↓↓↓
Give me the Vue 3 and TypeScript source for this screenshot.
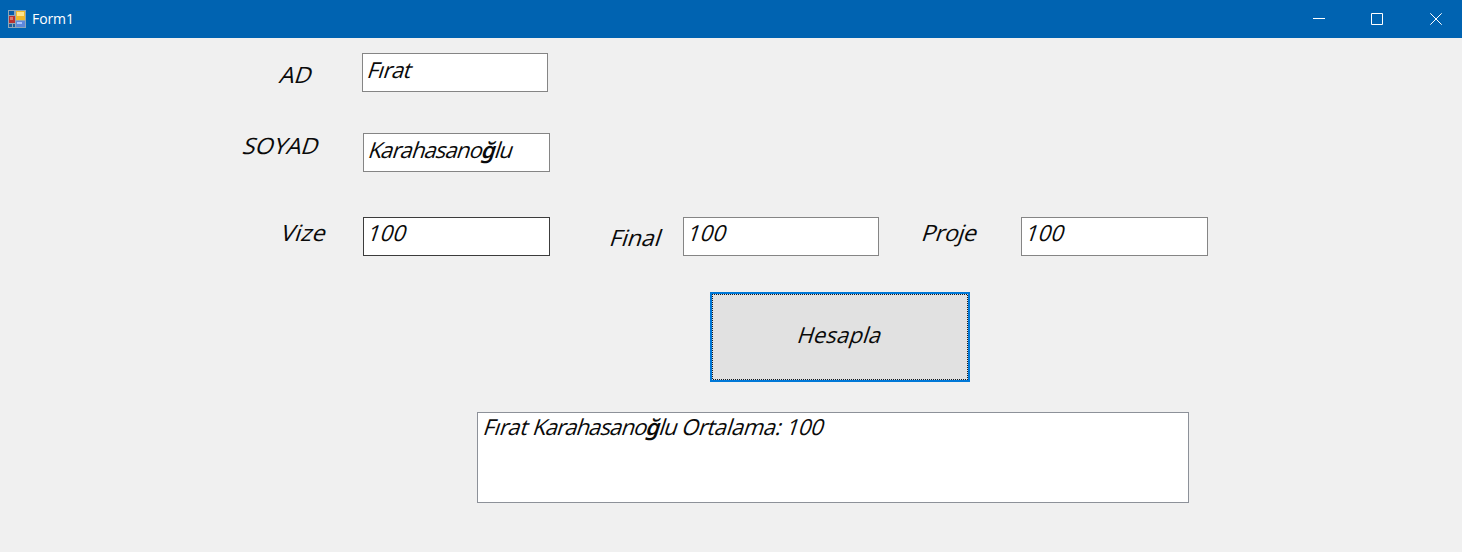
<script setup lang="ts">
import { ref } from 'vue'

const name = ref('Fırat')
const surnameStart = ref('Karahasano')
const grade = ref('100')
</script>

<template>
  <main class="window">
    <header class="titlebar">
      <svg class="app-icon" width="18" height="18" viewBox="0 0 18 18" shape-rendering="crispEdges">
        <rect width="18" height="18" fill="#8ea6b8" />
        <rect x="1" y="1" width="5" height="4" fill="#075ba8" />
        <rect x="1" y="14" width="3" height="3" fill="#1f5f9c" />
        <rect x="5" y="14" width="2" height="3" fill="#1f5f9c" />
        <rect x="1" y="6" width="6" height="7" fill="#b83232" />
        <rect x="2" y="7" width="3" height="3" fill="#e0776c" />
        <rect x="8" y="1" width="9" height="9" fill="#f0b92a" />
        <rect x="9" y="2" width="7" height="4" fill="#ffe48a" />
        <rect x="8" y="11" width="9" height="6" fill="#5d88dc" />
        <rect x="9" y="12" width="5" height="2" fill="#a9c5ff" />
      </svg>
      <span class="title">Form1</span>
      <div class="controls">
        <svg width="12" height="12" viewBox="0 0 12 12"><path d="M0 5.5H12" /></svg>
        <svg width="12" height="12" viewBox="0 0 12 12"><path d="M.5 .5H11.5V11.5H.5Z" /></svg>
        <svg width="12" height="12" viewBox="0 0 12 12"><path d="M.3 .3L11.7 11.7M11.7 .3L.3 11.7" /></svg>
      </div>
    </header>
    <section class="form">
      <div class="row first">
        <label class="ad"><span class="ink">AD</span></label>
        <div class="field"><span class="ink">{{ name }}</span></div>
      </div>
      <div class="row second">
        <label class="soyad"><span class="ink">SOYAD</span></label>
        <div class="field"><span class="ink"><span class="surname">{{ surnameStart }}<b>ğ</b>lu</span></span></div>
      </div>
      <div class="row third">
        <label class="vize"><span class="ink">Vize</span></label>
        <div class="field hovered"><span class="ink num">{{ grade }}</span></div>
        <label class="final"><span class="ink">Final</span></label>
        <div class="field wide"><span class="ink num">{{ grade }}</span></div>
        <label class="proje"><span class="ink">Proje</span></label>
        <div class="field"><span class="ink num">{{ grade }}</span></div>
      </div>
      <button class="calculate" type="button">
        <svg class="focus" width="256" height="86">
          <rect class="gap" x=".5" y=".5" width="255" height="85" />
          <rect class="dots" x=".5" y=".5" width="255" height="85" />
        </svg>
        <span class="ink">Hesapla</span>
      </button>
      <div class="output"><span class="ink">{{ name }} <span class="surname">{{ surnameStart }}<b>ğ</b>lu</span> Ortalama: {{ grade }}</span></div>
    </section>
  </main>
</template>

<style>
html, body { margin: 0; background: #f0f0f0; }
</style>

<style scoped>
.window { width: 1462px; height: 552px; overflow: hidden; background: #f0f0f0; font-family: "Open Sans", "Noto Sans", sans-serif; }
.titlebar { height: 38px; display: flex; align-items: center; background: #0063b1; color: #fff; }
.app-icon { margin: 0 6px 1px 8px; }
.title { font-size: 14px; line-height: 20px; letter-spacing: -.1px; }
.controls { display: flex; gap: 46px; margin: 0 20px 0 auto; }
.controls svg { fill: none; stroke: #fff; stroke-width: 1; }
.controls svg:not(:last-child) { position: relative; left: -1px; }
.form { display: flex; flex-direction: column; }
.row { display: flex; align-items: flex-start; height: 39px; }
.first { margin-top: 15px; }
.second { margin-top: 41px; }
.third { margin-top: 45px; }
.field { box-sizing: border-box; width: 187px; height: 39px; flex: none; padding-left: 3px; border: 1px solid #858585; background: #fff; }
.first .field { width: 186px; }
.field.wide { width: 196px; }
.field.hovered { border-color: #3c3c3c; }
.ink { display: block; width: max-content; font-size: 22px; line-height: 30px; color: #0a0a0a; white-space: pre; transform: skewX(-18deg); transform-origin: 0 24px; letter-spacing: -.5px; }
.ink b { font-family: "Noto Sans", sans-serif; font-weight: 600; }
.surname { letter-spacing: -.88px; }
.num { letter-spacing: .3px; margin: -1px 0 0 -1px; }
label { flex: none; }
label .ink { font-size: 22.5px; letter-spacing: -.1px; transform: skewX(-18deg) scaleX(1.04); }
.ad { width: 84px; margin: 7px 0 0 278px; }
.soyad { width: 122px; margin: -2px 0 0 241px; }
.vize { width: 83px; margin: 1px 0 0 280px; }
.vize .ink { margin-left: -1px; letter-spacing: .3px; }
.final { width: 75px; margin: 6px 0 0 58px; }
.proje { width: 101px; margin: 1px 0 0 41px; }
.proje .ink { letter-spacing: -.4px; }
.calculate { position: relative; box-sizing: border-box; width: 260px; height: 90px; margin: 36px 0 0 710px; padding: 0 5px 6px 0; border: 3px solid #0078d7; background: #e1e1e1; font-family: inherit; display: flex; align-items: center; justify-content: center; }
.calculate .ink { letter-spacing: .15px; }
.focus { position: absolute; left: -1px; top: -1px; fill: none; shape-rendering: crispEdges; }
.gap { stroke: #d6dce2; }
.dots { stroke: #1a1a1a; stroke-dasharray: 1 1; stroke-dashoffset: .5; }
.output { box-sizing: border-box; width: 712px; height: 91px; margin: 30px 0 0 477px; padding: 0 4px; border: 1px solid #8d9199; background: #fff; }
.output .ink { margin-top: -2px; letter-spacing: -.35px; }
</style>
↑↑↑
Please write out all of the material above without changing a word, and omit any pictures.

● **WORKED ANSWER**
Give me the Vue 3 and TypeScript source for this screenshot.
<script setup lang="ts">
import { ref } from 'vue'

const name = ref('Fırat')
const surnameStart = ref('Karahasano')
const grade = ref('100')
</script>

<template>
  <main class="window">
    <header class="titlebar">
      <svg class="app-icon" width="18" height="18" viewBox="0 0 18 18" shape-rendering="crispEdges">
        <rect width="18" height="18" fill="#8ea6b8" />
        <rect x="1" y="1" width="5" height="4" fill="#075ba8" />
        <rect x="1" y="14" width="3" height="3" fill="#1f5f9c" />
        <rect x="5" y="14" width="2" height="3" fill="#1f5f9c" />
        <rect x="1" y="6" width="6" height="7" fill="#b83232" />
        <rect x="2" y="7" width="3" height="3" fill="#e0776c" />
        <rect x="8" y="1" width="9" height="9" fill="#f0b92a" />
        <rect x="9" y="2" width="7" height="4" fill="#ffe48a" />
        <rect x="8" y="11" width="9" height="6" fill="#5d88dc" />
        <rect x="9" y="12" width="5" height="2" fill="#a9c5ff" />
      </svg>
      <span class="title">Form1</span>
      <div class="controls">
        <svg width="12" height="12" viewBox="0 0 12 12"><path d="M0 5.5H12" /></svg>
        <svg width="12" height="12" viewBox="0 0 12 12"><path d="M.5 .5H11.5V11.5H.5Z" /></svg>
        <svg width="12" height="12" viewBox="0 0 12 12"><path d="M.3 .3L11.7 11.7M11.7 .3L.3 11.7" /></svg>
      </div>
    </header>
    <section class="form">
      <div class="row first">
        <label class="ad"><span class="ink">AD</span></label>
        <div class="field"><span class="ink">{{ name }}</span></div>
      </div>
      <div class="row second">
        <label class="soyad"><span class="ink">SOYAD</span></label>
        <div class="field"><span class="ink"><span class="surname">{{ surnameStart }}<b>ğ</b>lu</span></span></div>
      </div>
      <div class="row third">
        <label class="vize"><span class="ink">Vize</span></label>
        <div class="field hovered"><span class="ink num">{{ grade }}</span></div>
        <label class="final"><span class="ink">Final</span></label>
        <div class="field wide"><span class="ink num">{{ grade }}</span></div>
        <label class="proje"><span class="ink">Proje</span></label>
        <div class="field"><span class="ink num">{{ grade }}</span></div>
      </div>
      <button class="calculate" type="button">
        <svg class="focus" width="256" height="86">
          <rect class="gap" x=".5" y=".5" width="255" height="85" />
          <rect class="dots" x=".5" y=".5" width="255" height="85" />
        </svg>
        <span class="ink">Hesapla</span>
      </button>
      <div class="output"><span class="ink">{{ name }} <span class="surname">{{ surnameStart }}<b>ğ</b>lu</span> Ortalama: {{ grade }}</span></div>
    </section>
  </main>
</template>

<style>
html, body { margin: 0; background: #f0f0f0; }
</style>

<style scoped>
.window { width: 1462px; height: 552px; overflow: hidden; background: #f0f0f0; font-family: "Open Sans", "Noto Sans", sans-serif; }
.titlebar { height: 38px; display: flex; align-items: center; background: #0063b1; color: #fff; }
.app-icon { margin: 0 6px 1px 8px; }
.title { font-size: 14px; line-height: 20px; letter-spacing: -.1px; }
.controls { display: flex; gap: 46px; margin: 0 20px 0 auto; }
.controls svg { fill: none; stroke: #fff; stroke-width: 1; }
.controls svg:not(:last-child) { position: relative; left: -1px; }
.form { display: flex; flex-direction: column; }
.row { display: flex; align-items: flex-start; height: 39px; }
.first { margin-top: 15px; }
.second { margin-top: 41px; }
.third { margin-top: 45px; }
.field { box-sizing: border-box; width: 187px; height: 39px; flex: none; padding-left: 3px; border: 1px solid #858585; background: #fff; }
.first .field { width: 186px; }
.field.wide { width: 196px; }
.field.hovered { border-color: #3c3c3c; }
.ink { display: block; width: max-content; font-size: 22px; line-height: 30px; color: #0a0a0a; white-space: pre; transform: skewX(-18deg); transform-origin: 0 24px; letter-spacing: -.5px; }
.ink b { font-family: "Noto Sans", sans-serif; font-weight: 600; }
.surname { letter-spacing: -.88px; }
.num { letter-spacing: .3px; margin: -1px 0 0 -1px; }
label { flex: none; }
label .ink { font-size: 22.5px; letter-spacing: -.1px; transform: skewX(-18deg) scaleX(1.04); }
.ad { width: 84px; margin: 7px 0 0 278px; }
.soyad { width: 122px; margin: -2px 0 0 241px; }
.vize { width: 83px; margin: 1px 0 0 280px; }
.vize .ink { margin-left: -1px; letter-spacing: .3px; }
.final { width: 75px; margin: 6px 0 0 58px; }
.proje { width: 101px; margin: 1px 0 0 41px; }
.proje .ink { letter-spacing: -.4px; }
.calculate { position: relative; box-sizing: border-box; width: 260px; height: 90px; margin: 36px 0 0 710px; padding: 0 5px 6px 0; border: 3px solid #0078d7; background: #e1e1e1; font-family: inherit; display: flex; align-items: center; justify-content: center; }
.calculate .ink { letter-spacing: .15px; }
.focus { position: absolute; left: -1px; top: -1px; fill: none; shape-rendering: crispEdges; }
.gap { stroke: #d6dce2; }
.dots { stroke: #1a1a1a; stroke-dasharray: 1 1; stroke-dashoffset: .5; }
.output { box-sizing: border-box; width: 712px; height: 91px; margin: 30px 0 0 477px; padding: 0 4px; border: 1px solid #8d9199; background: #fff; }
.output .ink { margin-top: -2px; letter-spacing: -.35px; }
</style>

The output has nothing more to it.